Thursday, August 30, 2007
Bunkerville's Mormon Roots
The development of Southern Nevada is intertwined with the history of the Church of Latter Day Saints. In 1855, Mormon settlers were the first to colonize Southern Nevada with the construction of a small adobe fort in a place known as Las Vegas (Spanish for “the meadows”).
Church leaders had mapped a trail between Salt Lake City and California, and believed Las Vegas served as a good rest stop along the way. However, because of its remoteness and other factors, the Las Vegas mission failed after only three years.
Around that same time, Mormon colonists also settled in Callville on the Colorado River as well as along the Muddy and Virgin Rivers, in areas, which seemed to have agricultural promise.
For the most part, these farming colonies were unsuccessful and, by 1870, most had been abandoned. In the late 1870s and 1880s, a second wave of Mormon settlers journeyed to Nevada to establish communities in Mesquite, Logandale and Bunkerville.
The latter, located about 90 miles east of Las Vegas via Interstate 15 and State Route 170, was one of the most unusual and unique of the colonies. Founded in January 1877, Bunkerville was originally settled by followers of the United Order of Enoch, an offshoot of the main Mormon church that espoused a communal lifestyle.

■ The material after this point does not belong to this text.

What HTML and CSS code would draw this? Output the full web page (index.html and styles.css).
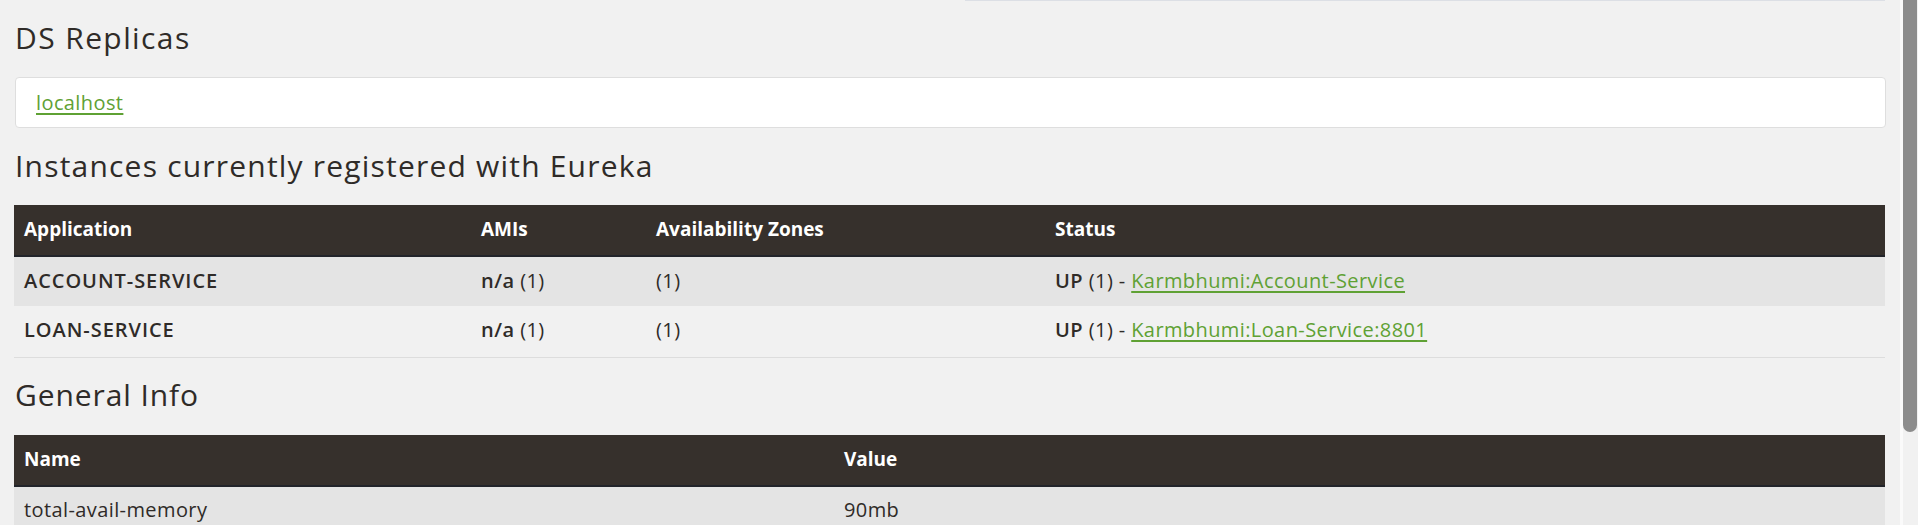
FILE: index.html
```html
<!DOCTYPE html>
<html lang="en">
<head>
<meta charset="utf-8">
<title>Eureka</title>
<link rel="stylesheet" href="styles.css">
</head>
<body>
<div class="page">
  <main class="content">
    <div class="topline"></div>
    <h2 class="heading heading-first">DS Replicas</h2>
    <div class="card">
      <a class="link" href="#">localhost</a>
    </div>
    <h2 class="heading heading-instances">Instances currently registered with Eureka</h2>
    <table class="tbl">
      <colgroup>
        <col class="c-app"><col class="c-ami"><col class="c-zone"><col class="c-status">
      </colgroup>
      <thead>
        <tr><th>Application</th><th>AMIs</th><th>Availability Zones</th><th>Status</th></tr>
      </thead>
      <tbody>
        <tr class="odd">
          <td><b>ACCOUNT-SERVICE</b></td>
          <td><b>n/a</b> (1)</td>
          <td>(1)</td>
          <td><b>UP</b> (1) - <a class="link" href="#">Karmbhumi:Account-Service</a></td>
        </tr>
        <tr class="even last">
          <td><b>LOAN-SERVICE</b></td>
          <td><b>n/a</b> (1)</td>
          <td>(1)</td>
          <td><b>UP</b> (1) - <a class="link" href="#">Karmbhumi:Loan-Service:8801</a></td>
        </tr>
      </tbody>
    </table>
    <h2 class="heading heading-info">General Info</h2>
    <table class="tbl">
      <colgroup>
        <col class="c-name"><col class="c-value">
      </colgroup>
      <thead>
        <tr><th>Name</th><th>Value</th></tr>
      </thead>
      <tbody>
        <tr class="odd">
          <td>total-avail-memory</td>
          <td>90mb</td>
        </tr>
      </tbody>
    </table>
  </main>
  <div class="scrollbar"><div class="thumb"></div></div>
</div>
</body>
</html>
```

FILE: styles.css
```css
html, body {
  margin: 0;
  padding: 0;
  height: 525px;
  overflow: hidden;
  background: #f1f1f1;
}

body {
  font-family: "Open Sans", "Liberation Sans", sans-serif;
  color: #2f2b28;
}

.page {
  display: flex;
  height: 525px;
}

.content {
  flex: 1;
  padding: 0 15px 0 14px;
  min-width: 0;
}

.topline {
  height: 1px;
  margin-left: 951px;
  background: #dcdfe5;
}

.heading {
  font-family: "Open Sans", "Liberation Sans", sans-serif;
  font-weight: 500;
  font-size: 30px;
  line-height: 33px;
  letter-spacing: 1.2px;
  margin: 0;
  color: #2f2b28;
  padding-left: 1px;
}

.heading-first { margin-top: 20px; margin-bottom: 23px; letter-spacing: 1.4px; }
.heading-instances { margin-top: 21px; margin-bottom: 23px; }
.heading-info { margin-top: 20px; margin-bottom: 24px; letter-spacing: 0.9px; }

.card {
  background: #fff;
  border: 1px solid #dedede;
  border-radius: 4px;
  height: 49px;
  display: flex;
  align-items: center;
  padding-left: 20px;
  padding-bottom: 1px;
  box-sizing: border-box;
  height: 51px;
  margin-left: 1px;
  margin-right: -1px;
}

.link {
  color: #5fa134;
  text-decoration: underline;
  text-decoration-thickness: 2px;
  text-underline-offset: 3px;
}

.card .link {
  font-size: 20px;
  letter-spacing: 0.4px;
}

.tbl {
  width: 100%;
  border-collapse: collapse;
  table-layout: fixed;
  font-size: 20px;
  letter-spacing: 0.4px;
}

.c-app { width: 457px; }
.c-ami { width: 175px; }
.c-zone { width: 399px; }
.c-name { width: 820px; }

.tbl th {
  background: #36302c;
  color: #fff;
  font-weight: 700;
  font-size: 19px;
  letter-spacing: 0;
  text-align: left;
  height: 48px;
  padding: 0 10px 2px;
  border-bottom: 2px solid #22242a;
  box-sizing: content-box;
}

.tbl td {
  height: 50px;
  padding: 0 10px 3px;
  box-sizing: border-box;
}

.tbl td b {
  font-weight: 600;
  letter-spacing: 0.95px;
}

.tbl td:nth-child(2) b,
.tbl td:nth-child(4) b { letter-spacing: 0.5px; }

.tbl tr.odd td { background: #e4e4e4; }
.tbl tr.last td { border-bottom: 1px solid #dddddd; height: 51px; }

.scrollbar {
  width: 18px;
  display: flex;
  background: #f1f1f1;
  padding-left: 4px;
  box-sizing: border-box;
  border-left: 3px solid #fafafa;
}

.thumb {
  width: 14px;
  height: 432px;
  background: #8c8c8c;
  border-radius: 0 0 7px 7px;
  margin-left: -4px;
}
```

Town founder and namesake, Edward Bunker, settled on the south bank of the Virgin River with 27 relatives and friends, and set about to create a community in which residents would share equipment, property and work.
The colonists immediately set out to tame the Virgin River, attempting to build an earthen dam and irrigation canal. Within a few months, alfalfa, corn, cotton, grapes and vegetables had been planted.
A flash flood destroyed the dam in August 1877 but it was rebuilt in time to save that year's crops.
Life in early Bunkerville was difficult. The river refused to stay controlled, the soil was alkaline, the water was awful and there was dissension among the colonists over the division of labor and crops.
By 1881, the United Order was abandoned and the land was parceled to individual families. Farming proved viable, despite the hardships, and the area developed into a reasonably productive agricultural district, which it remains to this day.
In addition to the difficulties in developing an agricultural base, other problems cropped up because many of Bunkerville's founders were polygamists, which was acceptable in the Mormon religion but illegal.
During the early years, town fathers were frequently forced to hide from federal marshals, who would periodically raid the town looking for offenders. Things finally quieted down after 1890, when church president Wilford Woodruff banned the practice of multiple wives.
Over the years, more substantial homes were built in Bunkerville. Perhaps the most impressive is the two-story red brick Edward Bunker house. Still standing, the home boasts a two large porches, a pair of fireplaces and fine classic frontier architectural lines.
Driving through Bunkerville, you can find other glimpses into the hamlet's past. Just south of the Bunker home (the largest house in the historic district) is an abandoned (but apparently maintained) one-story brick Victorian home.
Adjacent, you can find the remains of a smaller stone house, while down the street are other historic homes. A pioneer cemetery at the edge of town contains monuments to the town's founders, including Edward Bunker.
State Route 170 is a loop road that runs parallel to I-15 for about 12 miles, between Mesquite and Exit #112. This is a pleasant short drive that runs next to the Virgin River (which still looks pretty brackish) and neat rows of crops. Additionally, the area is home to a number of small dairy farms.